Roger Greenwald grew up in New York City. He attended The City College and the Poetry Project workshop at St. Mark’s Church In-the-Bowery, then completed graduate degrees at the University of Toronto, where he founded and edited the international literary annual WRIT Magazine. He has published four books of poems: Connecting Flight (Williams-Wallace), Slow Mountain Train (Tiger Bark), The Half-Life (Tiger Bark), and in October 2024, An Opening in the Vertical World (Black Widow). He has won two CBC Literary Awards (for poetry and travel literature), the 2018 Gwendolyn MacEwen Poetry Prize from Exile Magazine, and the 2024 Littoral Press Poetry Prize, as well as many awards for his translations from Scandinavian languages. More, including videos from book launches, at www.rogergreenwald.org .
Q: How did your first book change your life? How does your most recent work compare to your previous? How does it feel different?

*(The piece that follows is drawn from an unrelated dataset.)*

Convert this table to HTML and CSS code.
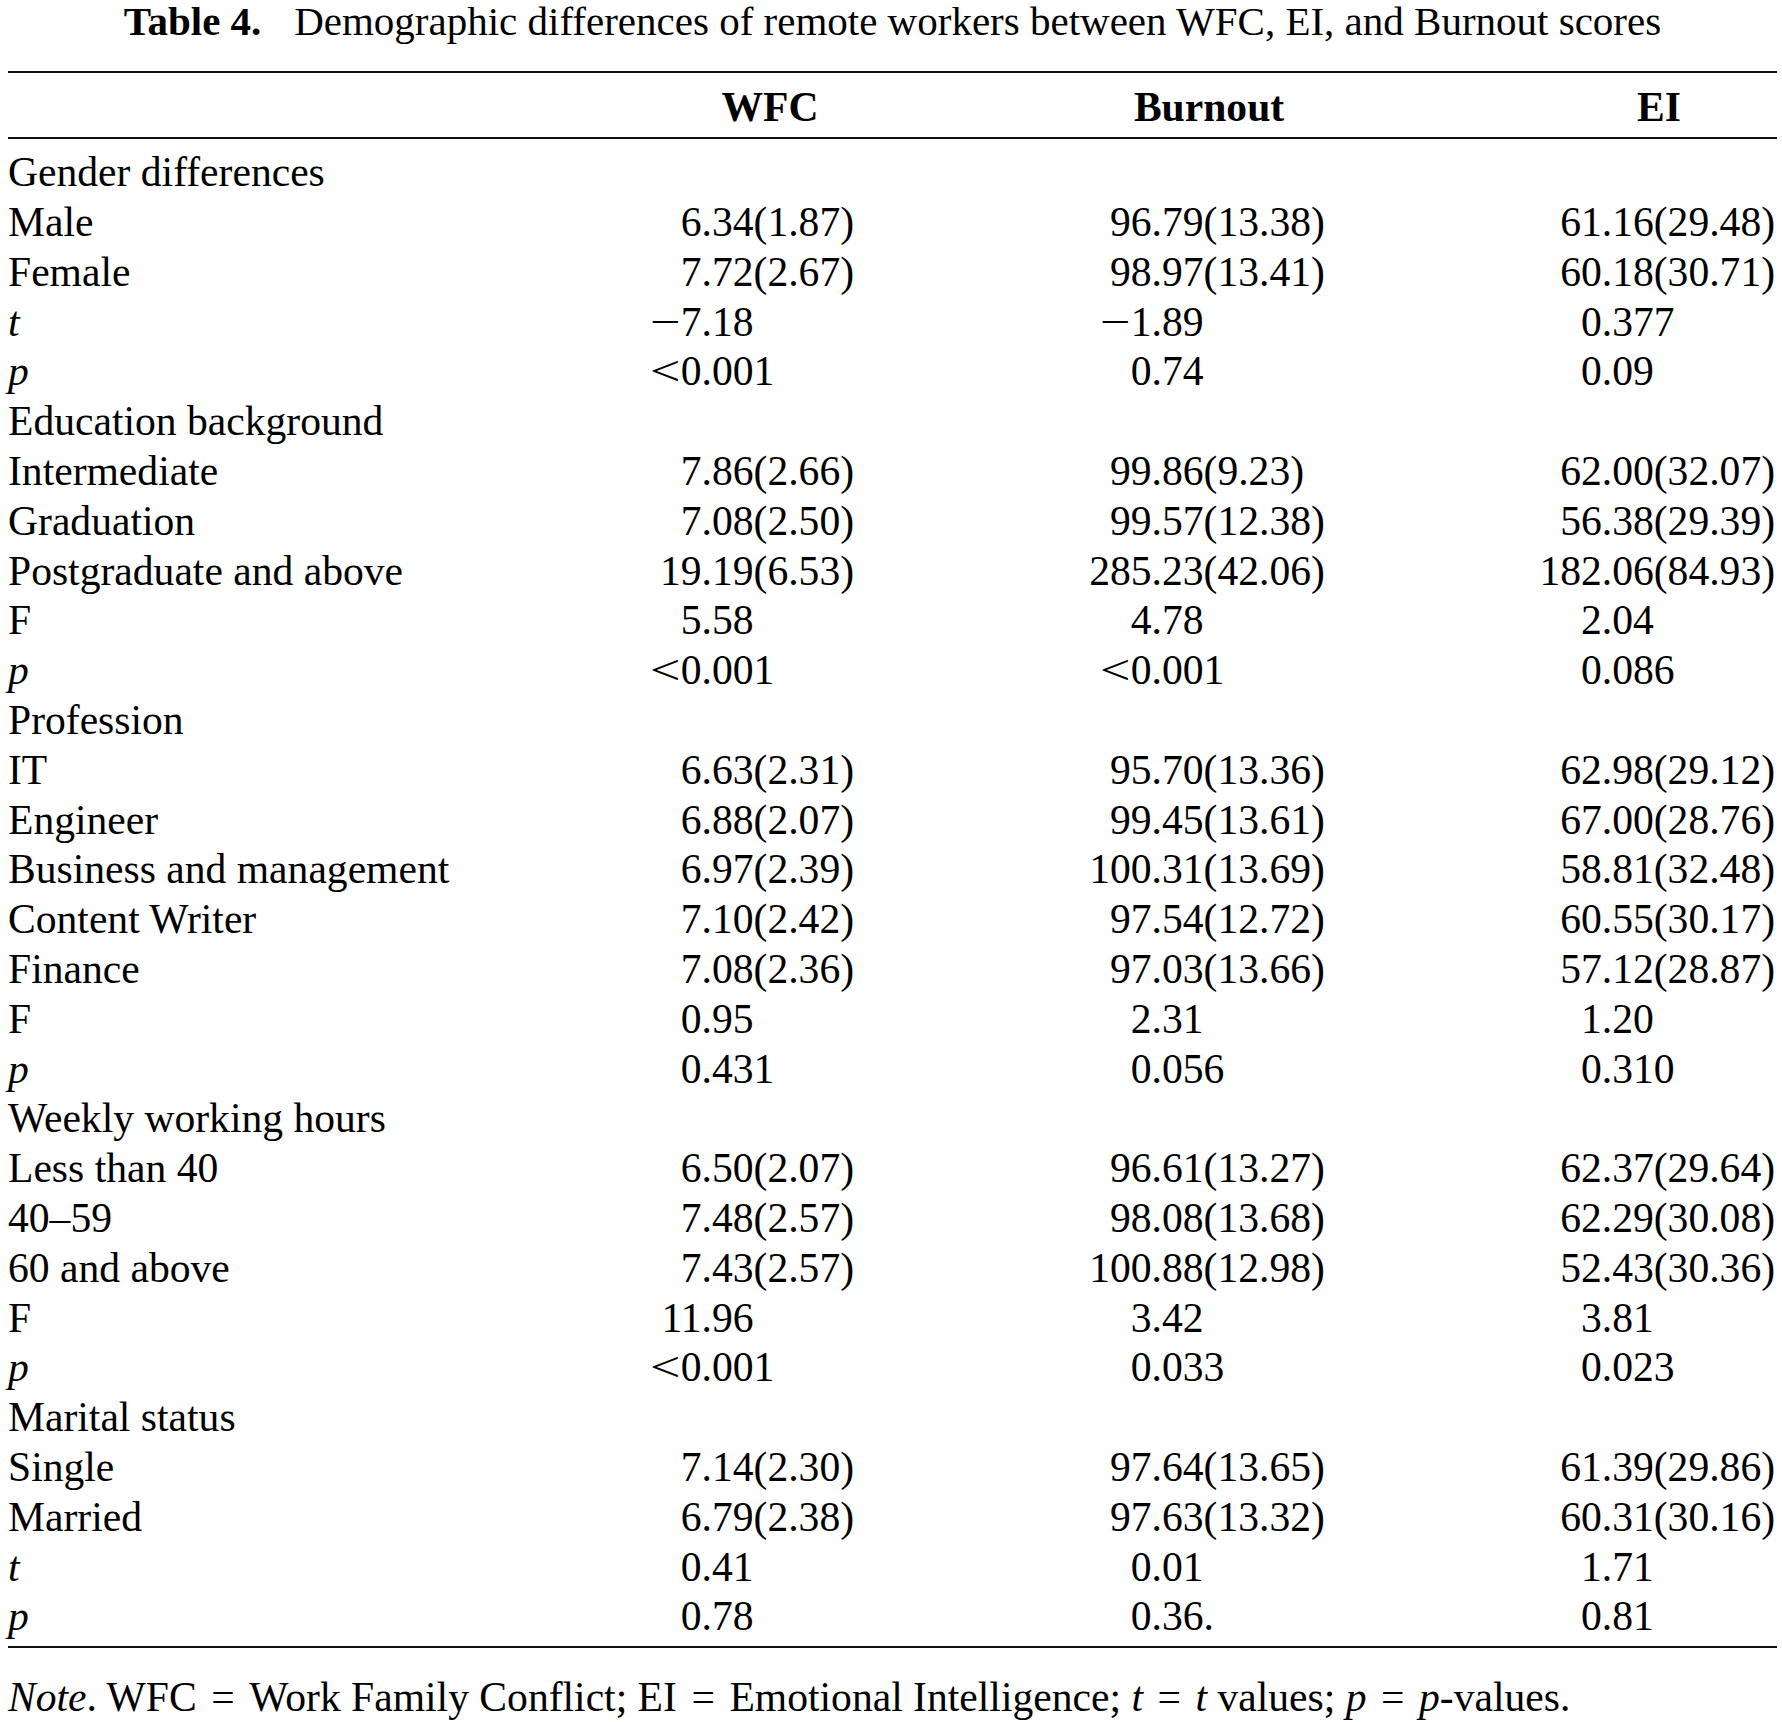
FILE: index.html
```html
<!DOCTYPE html>
<html lang="en">
<head>
<meta charset="utf-8">
<title>Table 4</title>
<link rel="stylesheet" href="styles.css">
</head>
<body>
<div class="page">
  <div class="caption"><b class="cap-label">Table 4.</b> Demographic differences of remote workers between WFC, EI, and Burnout scores</div>
  <div class="table">
    <div class="head">
      <div class="row">
        <div></div>
        <div class="h h-wfc">WFC</div>
        <div class="h h-bo">Burnout</div>
        <div class="h h-ei">EI</div>
      </div>
    </div>
    <div class="body">
      <div class="row"><div class="lab">Gender differences</div><div></div><div></div><div></div></div>
      <div class="row"><div class="lab">Male</div><div class="v"><span class="n">6</span>.34(1.87)</div><div class="v"><span class="n">96</span>.79(13.38)</div><div class="v"><span class="n">61</span>.16(29.48)</div></div>
      <div class="row"><div class="lab">Female</div><div class="v"><span class="n">7</span>.72(2.67)</div><div class="v"><span class="n">98</span>.97(13.41)</div><div class="v"><span class="n">60</span>.18(30.71)</div></div>
      <div class="row"><div class="lab"><i>t</i></div><div class="v"><span class="n"><span class="s">&minus;</span>7</span>.18</div><div class="v"><span class="n"><span class="s">&minus;</span>1</span>.89</div><div class="v"><span class="n">0</span>.377</div></div>
      <div class="row"><div class="lab"><i>p</i></div><div class="v"><span class="n"><span class="s">&lt;</span>0</span>.001</div><div class="v"><span class="n">0</span>.74</div><div class="v"><span class="n">0</span>.09</div></div>

      <div class="row"><div class="lab">Education background</div><div></div><div></div><div></div></div>
      <div class="row"><div class="lab">Intermediate</div><div class="v"><span class="n">7</span>.86(2.66)</div><div class="v"><span class="n">99</span>.86(9.23)</div><div class="v"><span class="n">62</span>.00(32.07)</div></div>
      <div class="row"><div class="lab">Graduation</div><div class="v"><span class="n">7</span>.08(2.50)</div><div class="v"><span class="n">99</span>.57(12.38)</div><div class="v"><span class="n">56</span>.38(29.39)</div></div>
      <div class="row"><div class="lab">Postgraduate and above</div><div class="v"><span class="n">19</span>.19(6.53)</div><div class="v"><span class="n">285</span>.23(42.06)</div><div class="v"><span class="n">182</span>.06(84.93)</div></div>
      <div class="row"><div class="lab">F</div><div class="v"><span class="n">5</span>.58</div><div class="v"><span class="n">4</span>.78</div><div class="v"><span class="n">2</span>.04</div></div>
      <div class="row"><div class="lab"><i>p</i></div><div class="v"><span class="n"><span class="s">&lt;</span>0</span>.001</div><div class="v"><span class="n"><span class="s">&lt;</span>0</span>.001</div><div class="v"><span class="n">0</span>.086</div></div>

      <div class="row"><div class="lab">Profession</div><div></div><div></div><div></div></div>
      <div class="row"><div class="lab">IT</div><div class="v"><span class="n">6</span>.63(2.31)</div><div class="v"><span class="n">95</span>.70(13.36)</div><div class="v"><span class="n">62</span>.98(29.12)</div></div>
      <div class="row"><div class="lab">Engineer</div><div class="v"><span class="n">6</span>.88(2.07)</div><div class="v"><span class="n">99</span>.45(13.61)</div><div class="v"><span class="n">67</span>.00(28.76)</div></div>
      <div class="row"><div class="lab">Business and management</div><div class="v"><span class="n">6</span>.97(2.39)</div><div class="v"><span class="n">100</span>.31(13.69)</div><div class="v"><span class="n">58</span>.81(32.48)</div></div>
      <div class="row"><div class="lab">Content Writer</div><div class="v"><span class="n">7</span>.10(2.42)</div><div class="v"><span class="n">97</span>.54(12.72)</div><div class="v"><span class="n">60</span>.55(30.17)</div></div>
      <div class="row"><div class="lab">Finance</div><div class="v"><span class="n">7</span>.08(2.36)</div><div class="v"><span class="n">97</span>.03(13.66)</div><div class="v"><span class="n">57</span>.12(28.87)</div></div>
      <div class="row"><div class="lab">F</div><div class="v"><span class="n">0</span>.95</div><div class="v"><span class="n">2</span>.31</div><div class="v"><span class="n">1</span>.20</div></div>
      <div class="row"><div class="lab"><i>p</i></div><div class="v"><span class="n">0</span>.431</div><div class="v"><span class="n">0</span>.056</div><div class="v"><span class="n">0</span>.310</div></div>

      <div class="row"><div class="lab">Weekly working hours</div><div></div><div></div><div></div></div>
      <div class="row"><div class="lab">Less than 40</div><div class="v"><span class="n">6</span>.50(2.07)</div><div class="v"><span class="n">96</span>.61(13.27)</div><div class="v"><span class="n">62</span>.37(29.64)</div></div>
      <div class="row"><div class="lab">40&ndash;59</div><div class="v"><span class="n">7</span>.48(2.57)</div><div class="v"><span class="n">98</span>.08(13.68)</div><div class="v"><span class="n">62</span>.29(30.08)</div></div>
      <div class="row"><div class="lab">60 and above</div><div class="v"><span class="n">7</span>.43(2.57)</div><div class="v"><span class="n">100</span>.88(12.98)</div><div class="v"><span class="n">52</span>.43(30.36)</div></div>
      <div class="row"><div class="lab">F</div><div class="v"><span class="n">11</span>.96</div><div class="v"><span class="n">3</span>.42</div><div class="v"><span class="n">3</span>.81</div></div>
      <div class="row"><div class="lab"><i>p</i></div><div class="v"><span class="n"><span class="s">&lt;</span>0</span>.001</div><div class="v"><span class="n">0</span>.033</div><div class="v"><span class="n">0</span>.023</div></div>

      <div class="row"><div class="lab">Marital status</div><div></div><div></div><div></div></div>
      <div class="row"><div class="lab">Single</div><div class="v"><span class="n">7</span>.14(2.30)</div><div class="v"><span class="n">97</span>.64(13.65)</div><div class="v"><span class="n">61</span>.39(29.86)</div></div>
      <div class="row"><div class="lab">Married</div><div class="v"><span class="n">6</span>.79(2.38)</div><div class="v"><span class="n">97</span>.63(13.32)</div><div class="v"><span class="n">60</span>.31(30.16)</div></div>
      <div class="row"><div class="lab"><i>t</i></div><div class="v"><span class="n">0</span>.41</div><div class="v"><span class="n">0</span>.01</div><div class="v"><span class="n">1</span>.71</div></div>
      <div class="row"><div class="lab"><i>p</i></div><div class="v"><span class="n">0</span>.78</div><div class="v"><span class="n">0</span>.36.</div><div class="v"><span class="n">0</span>.81</div></div>
    </div>
  </div>
  <div class="note"><i>Note</i>. WFC<span class="eq">=</span>Work Family Conflict; EI<span class="eq">=</span>Emotional Intelligence; <i>t</i><span class="eq">=</span><i>t</i> values; <i>p</i><span class="eq">=</span><i>p</i>-values.</div>
</div>
</body>
</html>
```
FILE: styles.css
```css
html, body {
  margin: 0;
  padding: 0;
  background: #ffffff;
}

body {
  font-family: "Liberation Serif", "Times New Roman", serif;
  color: #000000;
}

.page {
  width: 1769px;
  padding: 0 0 0 8px;
}

.caption {
  font-size: 41px;
  line-height: 42px;
  text-align: center;
  white-space: nowrap;
  margin-bottom: 29px;
}

.cap-label {
  margin-right: 0.55em;
}

.table {
  font-size: 41.6px;
  line-height: 49.8px;
  border-top: 2px solid #111;
  border-bottom: 2px solid #111;
}

.head {
  padding: 10px 0 4px;
  border-bottom: 2px solid #111;
}

.body {
  padding: 9.4px 0 3.6px;
}

.row {
  display: grid;
  grid-template-columns: 631.2px 450px 450.2px 237.6px;
  height: 49.8px;
  white-space: nowrap;
}

.h {
  font-weight: bold;
}

.h-wfc {
  padding-left: 82.3px;
}

.h-bo {
  padding-left: 44.7px;
}

.h-ei {
  padding-left: 97.7px;
}

.n {
  display: inline-block;
  width: 1.5em;
  text-align: right;
}

.s {
  display: inline-block;
  width: 0.75em;
  text-align: left;
  transform: scaleX(1.3);
  transform-origin: left center;
}

.note {
  font-size: 41.6px;
  line-height: 49.8px;
  margin-top: 25px;
  white-space: nowrap;
}

.eq {
  margin: 0 0.35em;
}
```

A: My first book didn’t change my life at all. It bestowed on me the label “published poet,” a phrase that people outside the literary world imagine is a compliment. I think that formally my first book was my wildest, its music the jazziest. To whatever extent my subsequent books are edgy, their venturesome explorations are more about states of mind or states of being than about form. But in my most recent work (published only in journals so far) I have sometimes tried to stretch form again, though in different ways from those in my first book.
Q: How did you come to poetry first, as opposed to, say, fiction or non-fiction?
A: As a reader I first came to poetry as a kid: Dr. Seuss and then Robert Louis Stevenson’s famous anthology, A Child’s Garden of Verses. I wrote my first two “serious” poems around age eight. My mother’s father, who was a Linotype operator, set them and printed them on galley sheets. Wish I could find those!
Q: How long does it take to start any particular writing project? Does your writing initially come quickly, or is it a slow process? Do first drafts appear looking close to their final shape, or does your work come out of copious notes?
A: In poetry I don’t have writing projects (aside from translations). In prose fiction or memoir, sometimes. At a conference once, a Norwegian poet, adopting a false-naive tone, said to me, “What’s a ‘literary project’? I thought writers wrote books.” I replied, “A literary project is something that can be described on a grant application.” But hats off to poets who conceive of and write through-composed books of high quality, crowns of sonnets, long poetic sequences, etc. The time that poems take to germinate varies, but once I’m ready to write a poem, that usually goes fast. Sometimes my first draft is close to the final version; at other times, especially with longer poems, I revise quite a bit, in stages, and in response to feedback.
Q: Where does a poem usually begin for you? Are you an author of short pieces that end up combining into a larger project, or are you working on a “book” from the very beginning?
A: A poem usually begins with a line that I know is a good line of verse. Often it’s the first line of a potential poem, but sometimes it’s the last line. I make book mss from pieces I have written. They may be short or long, and there may be a sequence of several poems. But I don’t start out working on a book.
Q: Are public readings part of or counter to your creative process? Are you the sort of writer who enjoys doing readings?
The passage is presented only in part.